When her film career started to lose steam in the late 50s (she did appear to good effect, however, with Jeffrey Hunter in the crime drama Key Witness (1960) as a couple terrorized by gang leader Dennis Hopper), Pat found steadier work on TV and guested on many of the popular shows of the day both drama Bonanza (1959), Cheyenne (1955), The Twilight Zone (1959), The Man from U.N.C.L.E. (1964)) and the occasional comedy (The Tab Hunter Show (1960)). It was in the sitcom vein that Pat achieved her biggest success when she was cast as “Joan Nash”, the untraditional, harried wife/columnist of an English professor whose four precocious sons and huge sheep dog added greatly to the mayhem in Please Don’t Eat the Daisies (1965). Based on the best-selling Jean Kerr book, it was a role that suited Pat (now billed Patricia) to a tee and made her a household name at the time.
Since then, Patricia has continued to maintain a strong visibility especially on TV, although she was not given the star-making opportunities like this again. Crowley is best known to a later generation of viewers for her regular roles on daytime’s Generations (1989) (1989-1990), Port Charles (1997) (1997-2003) and The Bold and the Beautiful (1987) (2005). A guest on such sitcoms as Frasier (1993), Roseanne (1988) and Friends (1994), recurring roles on Joe Forrester (1975) (perfectly paired with Lloyd Bridges), Dynasty (1981) and Beverly Hills, 90210 (1990) also showed Pat to good advantage. More recently, she has graced episodes of The Closer (2005) and Cold Case (2003).

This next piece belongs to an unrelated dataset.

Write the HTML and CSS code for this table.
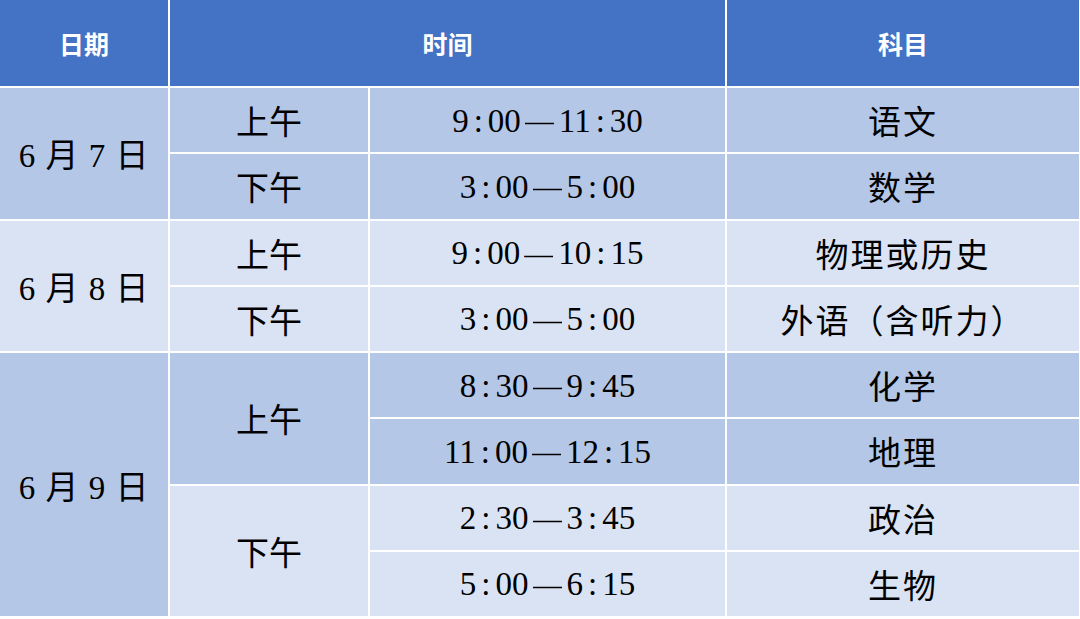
FILE: index.html
```html
<!DOCTYPE html>
<html lang="zh">
<head>
<meta charset="utf-8">
<link rel="stylesheet" href="styles.css">
</head>
<body>
<div class="table">
  <div class="cell head c1">日期</div>
  <div class="cell head c2 span2">时间</div>
  <div class="cell head c4">科目</div>

  <div class="cell dark date r1-2">6 月 7 日</div>
  <div class="cell dark half">上午</div>
  <div class="cell dark num">9<span class="colon">:</span>00<span class="dash">—</span>11<span class="colon">:</span>30</div>
  <div class="cell dark">语文</div>
  <div class="cell dark half">下午</div>
  <div class="cell dark num">3<span class="colon">:</span>00<span class="dash">—</span>5<span class="colon">:</span>00</div>
  <div class="cell dark">数学</div>

  <div class="cell light date r2">6 月 8 日</div>
  <div class="cell light half">上午</div>
  <div class="cell light num">9<span class="colon">:</span>00<span class="dash">—</span>10<span class="colon">:</span>15</div>
  <div class="cell light">物理或历史</div>
  <div class="cell light half">下午</div>
  <div class="cell light num">3<span class="colon">:</span>00<span class="dash">—</span>5<span class="colon">:</span>00</div>
  <div class="cell light">外语（含听力）</div>

  <div class="cell dark date r4">6 月 9 日</div>
  <div class="cell dark half r2">上午</div>
  <div class="cell dark num">8<span class="colon">:</span>30<span class="dash">—</span>9<span class="colon">:</span>45</div>
  <div class="cell dark">化学</div>
  <div class="cell dark num">11<span class="colon">:</span>00<span class="dash">—</span>12<span class="colon">:</span>15</div>
  <div class="cell dark">地理</div>
  <div class="cell light half r2">下午</div>
  <div class="cell light num">2<span class="colon">:</span>30<span class="dash">—</span>3<span class="colon">:</span>45</div>
  <div class="cell light">政治</div>
  <div class="cell light num">5<span class="colon">:</span>00<span class="dash">—</span>6<span class="colon">:</span>15</div>
  <div class="cell light">生物</div>
</div>
</body>
</html>
```
FILE: styles.css
```css
html, body {
  margin: 0;
  padding: 0;
  background: #ffffff;
}
.table {
  display: grid;
  grid-template-columns: 168px 198px 355px 352px;
  grid-template-rows: 86px repeat(8, 1fr);
  gap: 2px;
  width: 1079px;
  height: 616px;
  background: #ffffff;
  font-family: "Liberation Serif", "Noto Sans CJK SC", serif;
  font-size: 33px;
  color: #000;
}
.cell {
  display: flex;
  align-items: center;
  justify-content: center;
  white-space: pre;
  letter-spacing: 2px;
}
.half {
  letter-spacing: 0;
}
.head {
  background: #4472c4;
  color: #fff;
  font-family: "Noto Sans CJK SC", sans-serif;
  font-weight: bold;
  font-size: 25px;
  letter-spacing: 0;
}
.span2 { grid-column: span 2; }
.dark { background: #b4c7e7; }
.light { background: #dae3f3; }
.date { grid-column: 1; letter-spacing: 1px; }
.r1-2, .r2 { grid-row: span 2; }
.r4 { grid-row: span 4; }
.num {
  font-family: "Liberation Serif", serif;
  letter-spacing: 0;
  padding-top: 2px;
}
.colon {
  margin: 0 5px;
}
.dash {
  display: inline-block;
  width: 29px;
  margin: 0 5px 0 4px;
  overflow: hidden;
  text-align: center;
  font-size: 30px;
}
```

In 1958 Patricia married Ed Hookstratten, a successful attorney for top entertainment and sports icons. They had a son, Jon, and a daughter, Ann, named after her sister. After their two-decade marriage ended, she went on to marry producer Andy Friendly in 1986. While many understandably agree that Patricia Crowley’s talents deserved perhaps a better serving in Hollywood, particularly on film, she has nevertheless proved herself a lovely, lively and still ingratiating presence.